#### WHAT YOU NEED TO DO:
The listing below must be repeated word for word, with its images excluded.

#### DATA SECTION:
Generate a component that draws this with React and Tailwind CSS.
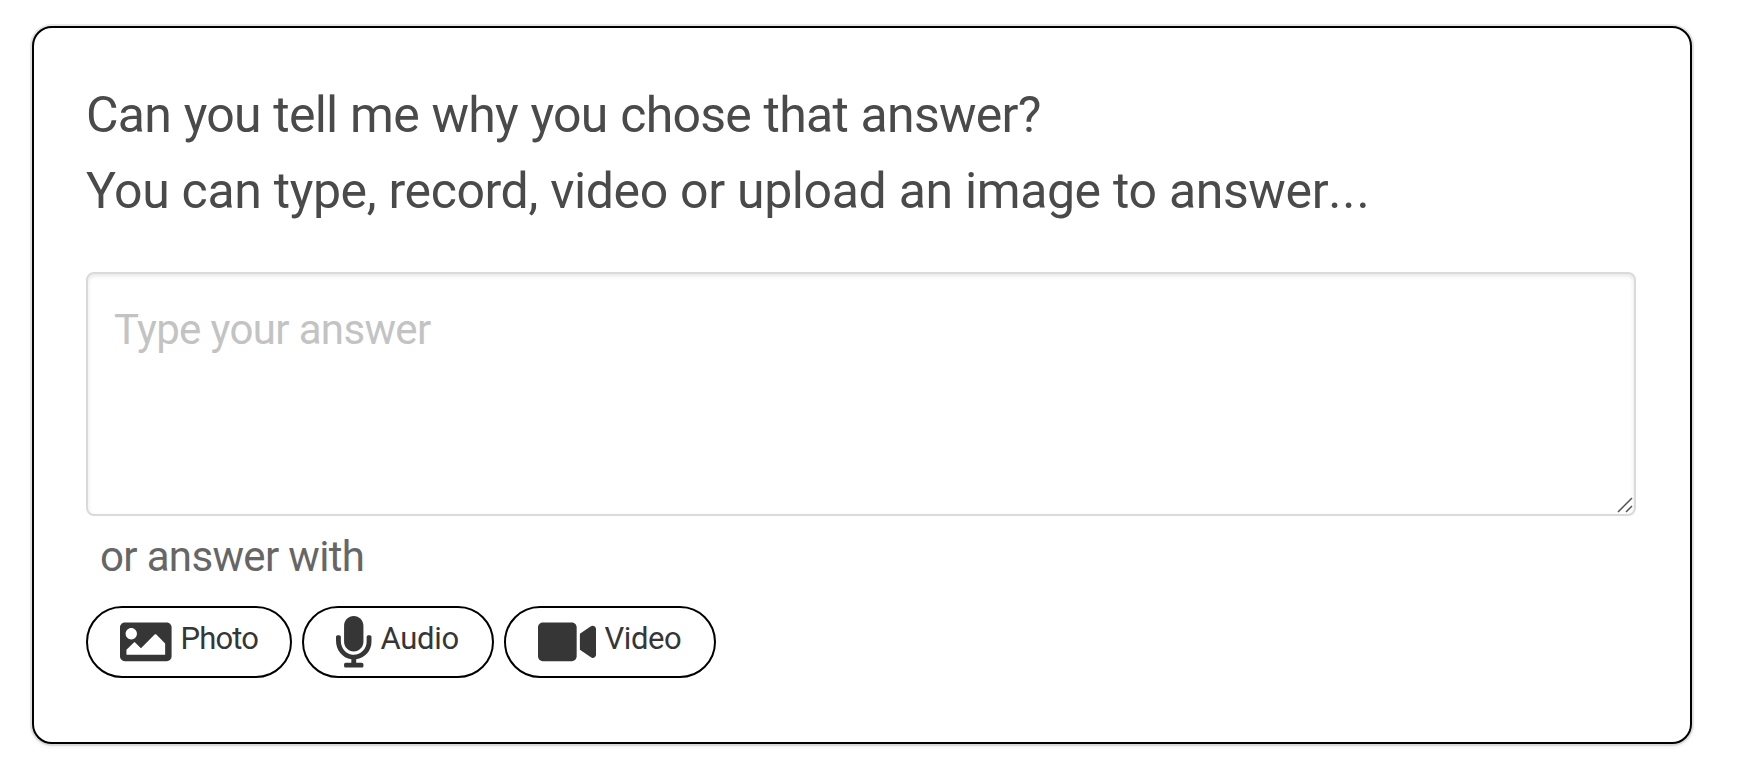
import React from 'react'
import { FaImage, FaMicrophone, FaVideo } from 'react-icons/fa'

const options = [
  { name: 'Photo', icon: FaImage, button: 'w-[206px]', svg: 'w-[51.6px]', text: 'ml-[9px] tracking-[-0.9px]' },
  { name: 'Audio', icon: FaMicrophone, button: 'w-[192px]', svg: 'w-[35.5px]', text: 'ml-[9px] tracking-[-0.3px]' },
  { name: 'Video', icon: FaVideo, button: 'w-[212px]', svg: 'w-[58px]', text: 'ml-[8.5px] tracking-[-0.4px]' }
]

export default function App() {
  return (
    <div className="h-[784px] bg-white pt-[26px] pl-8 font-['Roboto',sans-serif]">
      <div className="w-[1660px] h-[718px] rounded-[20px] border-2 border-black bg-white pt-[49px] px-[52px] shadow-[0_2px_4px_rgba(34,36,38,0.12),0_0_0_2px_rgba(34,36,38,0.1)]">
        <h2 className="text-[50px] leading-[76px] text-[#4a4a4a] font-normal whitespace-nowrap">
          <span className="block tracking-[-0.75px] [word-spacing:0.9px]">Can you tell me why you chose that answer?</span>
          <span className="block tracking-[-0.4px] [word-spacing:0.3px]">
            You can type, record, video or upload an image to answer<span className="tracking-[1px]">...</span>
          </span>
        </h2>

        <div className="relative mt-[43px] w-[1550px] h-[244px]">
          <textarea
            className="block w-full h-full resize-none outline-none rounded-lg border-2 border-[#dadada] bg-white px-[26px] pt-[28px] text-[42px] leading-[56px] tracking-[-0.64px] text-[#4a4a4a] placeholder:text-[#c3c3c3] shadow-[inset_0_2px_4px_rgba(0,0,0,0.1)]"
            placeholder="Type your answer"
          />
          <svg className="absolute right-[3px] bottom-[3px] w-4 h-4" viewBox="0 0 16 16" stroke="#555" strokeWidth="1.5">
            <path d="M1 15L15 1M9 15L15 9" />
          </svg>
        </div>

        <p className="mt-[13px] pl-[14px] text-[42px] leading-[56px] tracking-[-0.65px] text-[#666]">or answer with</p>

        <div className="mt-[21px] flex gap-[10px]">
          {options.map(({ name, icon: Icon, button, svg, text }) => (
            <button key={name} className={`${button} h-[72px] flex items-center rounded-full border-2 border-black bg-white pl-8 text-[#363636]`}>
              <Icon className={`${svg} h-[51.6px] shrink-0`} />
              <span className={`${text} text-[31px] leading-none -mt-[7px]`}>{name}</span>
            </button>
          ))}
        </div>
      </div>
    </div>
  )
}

#### RESPONSE TO THIS TASK:
Generate a component that draws this with React and Tailwind CSS.
import React from 'react'
import { FaImage, FaMicrophone, FaVideo } from 'react-icons/fa'

const options = [
  { name: 'Photo', icon: FaImage, button: 'w-[206px]', svg: 'w-[51.6px]', text: 'ml-[9px] tracking-[-0.9px]' },
  { name: 'Audio', icon: FaMicrophone, button: 'w-[192px]', svg: 'w-[35.5px]', text: 'ml-[9px] tracking-[-0.3px]' },
  { name: 'Video', icon: FaVideo, button: 'w-[212px]', svg: 'w-[58px]', text: 'ml-[8.5px] tracking-[-0.4px]' }
]

export default function App() {
  return (
    <div className="h-[784px] bg-white pt-[26px] pl-8 font-['Roboto',sans-serif]">
      <div className="w-[1660px] h-[718px] rounded-[20px] border-2 border-black bg-white pt-[49px] px-[52px] shadow-[0_2px_4px_rgba(34,36,38,0.12),0_0_0_2px_rgba(34,36,38,0.1)]">
        <h2 className="text-[50px] leading-[76px] text-[#4a4a4a] font-normal whitespace-nowrap">
          <span className="block tracking-[-0.75px] [word-spacing:0.9px]">Can you tell me why you chose that answer?</span>
          <span className="block tracking-[-0.4px] [word-spacing:0.3px]">
            You can type, record, video or upload an image to answer<span className="tracking-[1px]">...</span>
          </span>
        </h2>

        <div className="relative mt-[43px] w-[1550px] h-[244px]">
          <textarea
            className="block w-full h-full resize-none outline-none rounded-lg border-2 border-[#dadada] bg-white px-[26px] pt-[28px] text-[42px] leading-[56px] tracking-[-0.64px] text-[#4a4a4a] placeholder:text-[#c3c3c3] shadow-[inset_0_2px_4px_rgba(0,0,0,0.1)]"
            placeholder="Type your answer"
          />
          <svg className="absolute right-[3px] bottom-[3px] w-4 h-4" viewBox="0 0 16 16" stroke="#555" strokeWidth="1.5">
            <path d="M1 15L15 1M9 15L15 9" />
          </svg>
        </div>

        <p className="mt-[13px] pl-[14px] text-[42px] leading-[56px] tracking-[-0.65px] text-[#666]">or answer with</p>

        <div className="mt-[21px] flex gap-[10px]">
          {options.map(({ name, icon: Icon, button, svg, text }) => (
            <button key={name} className={`${button} h-[72px] flex items-center rounded-full border-2 border-black bg-white pl-8 text-[#363636]`}>
              <Icon className={`${svg} h-[51.6px] shrink-0`} />
              <span className={`${text} text-[31px] leading-none -mt-[7px]`}>{name}</span>
            </button>
          ))}
        </div>
      </div>
    </div>
  )
}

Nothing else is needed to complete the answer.